Tuesday, August 5, 2014

Singletrack Stanley

Even though summertime has always a time to get outta town and go on vacation, there's double incentive to do so in Salt Lake, because it's dang hot.  Of course, if you are in Phoenix or Vegas then it's a lot more than double incentive because it's a whole lot dang hotter in those places, but still...it's hot in SLC.  So when a window opens to go recreate in one of the annually-averaged coolest/coldest places in the country that is nestled at the foot of craggy peaks that probably should be a national park (but aren't, therefore there's a fraction of the people there), we will load up and head for lovely Stanley, Idaho for it's lonely trails:

I've spent way too much time pondering this question:  why do the mountain bike trails in Ketchum and Stanley seem so much better than those around here?  It could be because the proverbial grass is always greener 350 miles away so you justify the drive to do what you could do 15 miles away, but I think it's also because the riding up there is mostly on trails that were put in by adventurous motorcyclists in the 70's who wanted ingress to adventure in the mountains, not by trail cutting machines manned by folks who are determined to make the trails as easy as possible and create a contrived network in a ski resort.  For sure, that characteristic is limited to the trails out of Park City, and there's a lot to be said for the efficiency and fun of 6%-grade trails and a vast network that provides a plethora of options and soaks up tons of (mostly) cyclists.

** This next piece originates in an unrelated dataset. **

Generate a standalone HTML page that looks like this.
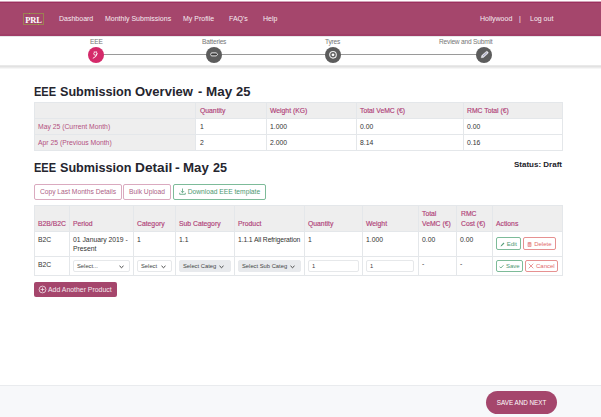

But in Sun Valley and Stanley the "network" is much-expanded to the point where you aren't sure if a ride you'd like to do is feasible in a day's-worth of pedaling, the trails are narrower, and you really feel like you are "going somewhere" by going up a drainage, up to a pass, across a ridge, down another drainage, up to another pass, etc.  Add the more-technical (versus "bouncy") nature of the Stanley trails and the fraction of riders up there, and it's a veritable Mountain Bike Mecca.

Despite the fact that our smugness about escaping the heat was somewhat mitigated by the fact that monsoonal rains finally pushed as far north as Salt Lake and have kept the valley temps in the rare and very-pleasant 80's for a week, we managed to have a great time up north.  It wasn't too hard to convince the ever-strengthening Colin to join us, though this did push the limits of the new car that has slightly-less room than our Outback:

and we hit up a few awesome rides:  the Big Boulder/Little Boulder Loop, the Little Casino/Big Casino Loop, and the Potato Mountain loop.  The first two involve a fair bit of hike-a-biking (hike-a-biking don't fly in the bike-friendly environs of Park City!) and barely-rideable climbs:
Colin taking his bike for a walk.  this trail is far steeper than it looks......really!  
and the payoffs were long, sometimes-technical/sometimes-blurry fast descents.  The Potato Mountain ride was just recently re-opened after a fire 2 years ago that decimated the area (I am pretty sure that soon enough there simply won't be any more Idaho woods to burn....) and it's a bit more Ketchum-esque in its mellowness and buffness, but it still has a very backcountry feel to it, which I was psyched to be able to experience by riding it one direction and running it the other.  
Ash slaying an all-new trail up Little Casino with the Sawtooths in the distance
And of course we had to do the venerable Fisher Creek ride; I argued that it's one of the more famous trails in the country - along the lines of Gooseberry and Slickrock - because it's a "must-do" ride if you are in that area that already sports a lot of amazing rides, it's been in all the magazines, everyone loves the concept that it seems like you descend much more than you climb, and the descending is not only wicked fun it's also insanely fast and and is effectively a one way trail, so that stupidly high speeds are of little consequence (and now that it too has burned you can see even farther ahead!).  Colin was a Fisher Creek virgin, and it wasn't hard to talk us into throwing in a couple-hour blast on it. 
Reveling in the hills
And the coup de grace of Stanley riding is of course The Stanley Bakery; I'm not necessarily a big goin-out-to-breakfast guy, but being able to conveniently mow into what I would consider to be the tastiest and biggest breakfast I have had  - with plenty of breakfast desserts - within sight of a lot of awesome craggy peaks, killer ski lines, and shredable singletrack is hard to pass up.  

We were also keen to have our old friend Bruce Rogers join us, despite his best attempts not to:  we thought we saw him a hundred yards from our camp one evening wandering around, but it was too far away to be sure and we thought "well, Bruce knows where we are camping, and that couldn't be him just wandering nearby without coming to our camp".  But it turns out he had taken residence in someone else's camp thinking it was ours, fell asleep, and when he woke up and dundered out of his van to say hello to "us" found that "we" were not who he thought we were!   But his newfound friends were kind enough to say "no problem dude, you can camp here with us, and do you want a bong hit?" So all was well.   

Thanks to Colin for making a long weekend happen right after another long weekend, and to Bruce for coming up to meet us and finally figuring out where we were!